DATA FOR PROCESSING:

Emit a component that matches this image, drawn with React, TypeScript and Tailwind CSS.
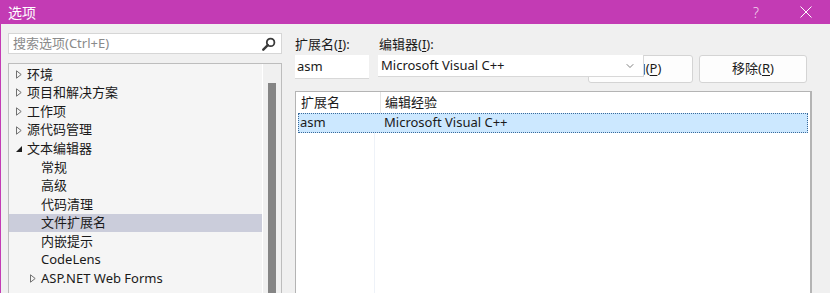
import { ChevronDown } from 'lucide-react'

const font = { fontFamily: '"Noto Sans", "Noto Sans CJK SC", sans-serif' }

type Node = { label: string; level: 0 | 1; state?: 'closed' | 'open'; selected?: boolean }

const nodes: Node[] = [
  { label: '环境', level: 0, state: 'closed' },
  { label: '项目和解决方案', level: 0, state: 'closed' },
  { label: '工作项', level: 0, state: 'closed' },
  { label: '源代码管理', level: 0, state: 'closed' },
  { label: '文本编辑器', level: 0, state: 'open' },
  { label: '常规', level: 1 },
  { label: '高级', level: 1 },
  { label: '代码清理', level: 1 },
  { label: '文件扩展名', level: 1, selected: true },
  { label: '内嵌提示', level: 1 },
  { label: 'CodeLens', level: 1 },
  { label: 'ASP.NET Web Forms', level: 1, state: 'closed' },
]

function Arrow({ state }: { state?: 'closed' | 'open' }) {
  if (state === 'closed')
    return (
      <svg width="6" height="9" viewBox="0 0 6 9" className="shrink-0">
        <path d="M0.5 0.8 L5.2 4.5 L0.5 8.2 Z" fill="none" stroke="#707070" strokeWidth="1" />
      </svg>
    )
  if (state === 'open')
    return (
      <svg width="6" height="9" viewBox="0 0 6 9" className="shrink-0">
        <path d="M6 2 L6 8 L0 8 Z" fill="#1e1e1e" />
      </svg>
    )
  return <span className="w-[6px] shrink-0" />
}

function TreeRow({ n }: { n: Node }) {
  return (
    <div
      className={`flex h-[18.6px] shrink-0 items-center text-[13px] text-[#1a1a1a] ${n.selected ? 'bg-[#cbcddb]' : ''} ${n.level === 0 ? 'pl-[7px]' : 'pl-[21px]'}`}
    >
      <Arrow state={n.state} />
      <span className="ml-[5px] whitespace-nowrap">{n.label}</span>
    </div>
  )
}

function Btn({ label, k, className = '' }: { label: string; k: string; className?: string }) {
  return (
    <button className={`flex h-[28px] items-center justify-center rounded-[3px] border border-[#d4d4d4] bg-[#fdfdfd] text-[13px] text-[#1a1a1a] ${className}`}>
      {label}(<span className="underline underline-offset-2">{k}</span>)
    </button>
  )
}

export default function App() {
  return (
    <div style={font} className="flex h-[293px] w-[830px] flex-col overflow-hidden border-l border-[#c33bb4] bg-[#f0f0f0]">
      {/* title bar */}
      <div className="flex h-[24px] shrink-0 items-center bg-[#c33bb4] pl-[7px] text-white">
        <span className="text-[14px]">选项</span>
        <span className="ml-auto mr-[41px] text-[14px] font-light text-[#f3d6ef]">?</span>
        <svg width="12" height="12" viewBox="0 0 12 12" className="mr-[18px]">
          <path d="M0.5 0.5 L11.5 11.5 M11.5 0.5 L0.5 11.5" stroke="#fff" strokeWidth="1" />
        </svg>
      </div>

      <div className="flex min-h-0 flex-1">
        {/* left */}
        <div className="flex w-[281px] shrink-0 flex-col pl-[7px] pt-[9px]">
          <div className="flex h-[21px] w-[274px] items-center border border-[#d6d6d6] bg-white pl-[4px] pr-[5px]">
            <span className="text-[13px] text-[#8a8a8a]">搜索选项(Ctrl+E)</span>
            <svg width="14" height="14" viewBox="0 0 14 14" className="ml-auto">
              <circle cx="8.6" cy="5.4" r="3.8" fill="none" stroke="#3a3a3a" strokeWidth="1.8" />
              <path d="M5.8 8.2 L1.3 12.7" stroke="#3a3a3a" strokeWidth="2.4" strokeLinecap="round" />
            </svg>
          </div>
          <div className="mt-[9px] flex min-h-0 w-[274px] flex-1 border-l border-t border-r border-[#bdbdbd] bg-[#f5f5f5]">
            <div className="flex min-w-0 flex-1 flex-col overflow-hidden pt-[1px]">
              {nodes.map(n => (
                <TreeRow key={n.label} n={n} />
              ))}
            </div>
            <div className="flex w-[19px] shrink-0 justify-center border-l border-white bg-[#f0f0f0] pt-[19px]">
              <div className="h-[260px] w-[8px] bg-[#858585]" />
            </div>
          </div>
        </div>

        {/* right */}
        <div className="flex min-w-0 flex-1 flex-col pl-[13px] pt-[10px]">
          <div className="flex h-[21px] items-center text-[13px] text-[#1a1a1a]">
            <span className="w-[84px]">
              扩展名(<span className="underline underline-offset-2">I</span>):
            </span>
            <span>
              编辑器(<span className="underline underline-offset-2">I</span>):
            </span>
          </div>
          <div className="flex items-start">
            <div className="flex h-[24px] w-[74px] items-center border-b border-[#d8d8d8] bg-white pl-[2px] text-[13px] text-[#1a1a1a]">
              asm
            </div>
            <div className="relative z-10 ml-[9px] flex h-[22px] w-[266px] items-center border-b border-r border-[#d8d8d8] bg-white pl-[3px] pr-[7px] text-[13px] text-[#1a1a1a]">
              Microsoft Visual C++
              <ChevronDown className="ml-auto h-[12px] w-[12px] text-[#555]" strokeWidth={1.5} />
            </div>
            <Btn label="添加" k="P" className="ml-[-56px] w-[105px]" />
            <Btn label="移除" k="R" className="ml-[6px] w-[108px]" />
          </div>

          <div className="mt-[8px] flex min-h-0 w-[517px] flex-1 flex-col border-l border-t border-r-2 border-[#b4b4b4] bg-white">
            <div className="flex h-[21px] shrink-0 items-center text-[13px] text-[#1a1a1a]">
              <span className="w-[84px] pl-[5px]">扩展名</span>
              <span className="h-full border-l border-[#e5e5e5]" />
              <span className="pl-[4px]">编辑经验</span>
            </div>
            <div className="flex min-h-0 flex-1 flex-col px-[2px]">
              <div className="flex h-[20px] shrink-0 items-center border border-dotted border-[#3b6a9a] bg-[#cce8ff] text-[13px] text-[#1a1a1a]">
                <span className="w-[85px] pl-[1px]">asm</span>
                <span>Microsoft Visual C++</span>
              </div>
              <div className="flex min-h-0 flex-1">
                <div className="w-[77px] border-r border-[#eef2f8]" />
              </div>
            </div>
          </div>
        </div>
      </div>
    </div>
  )
}
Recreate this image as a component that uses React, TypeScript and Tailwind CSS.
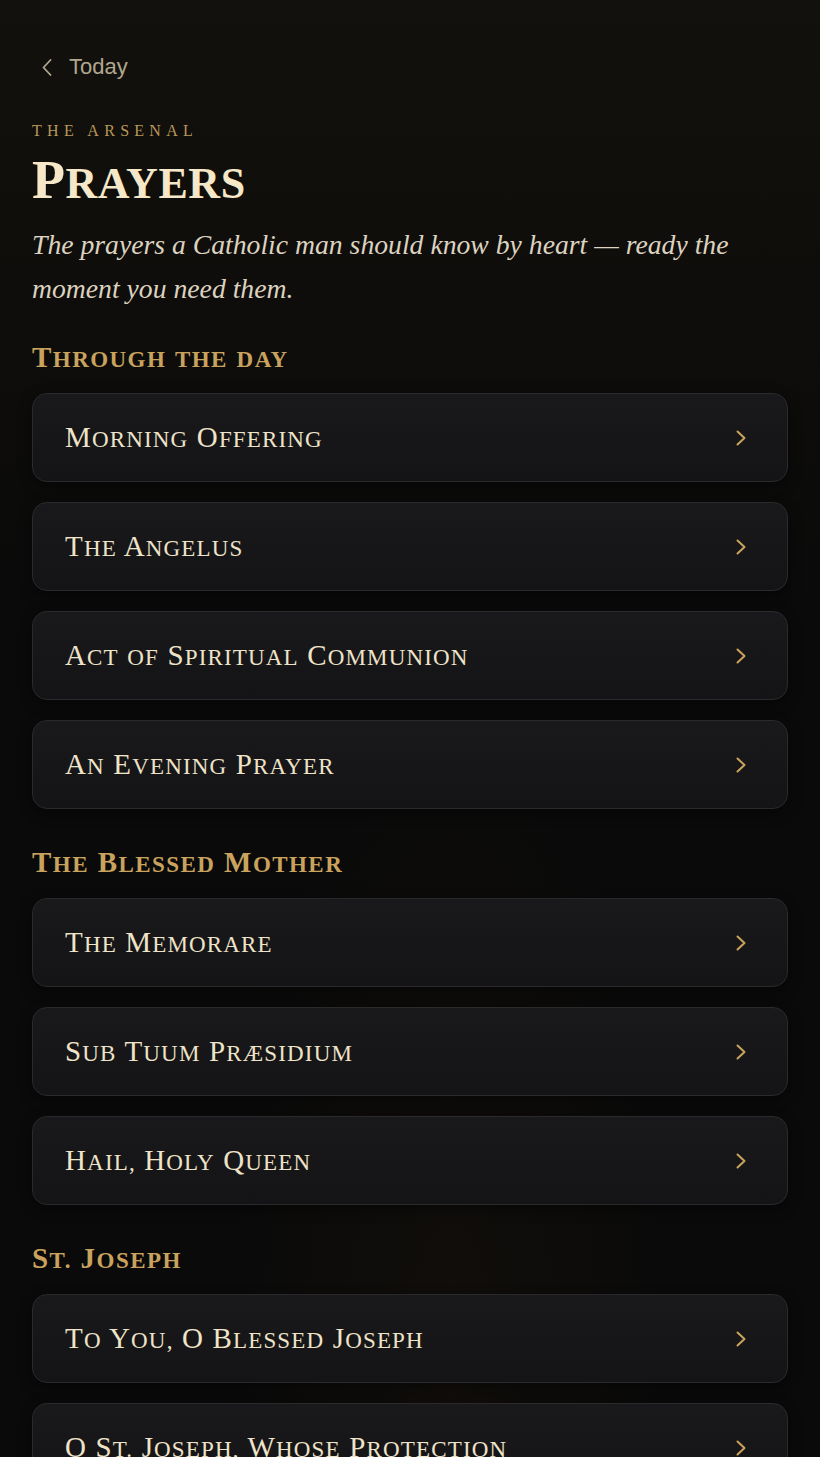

WHAT TO PRODUCE:
Of the lines above, how many contain the string "that"? Only the number is required.

COMPLETE OUTPUT:
2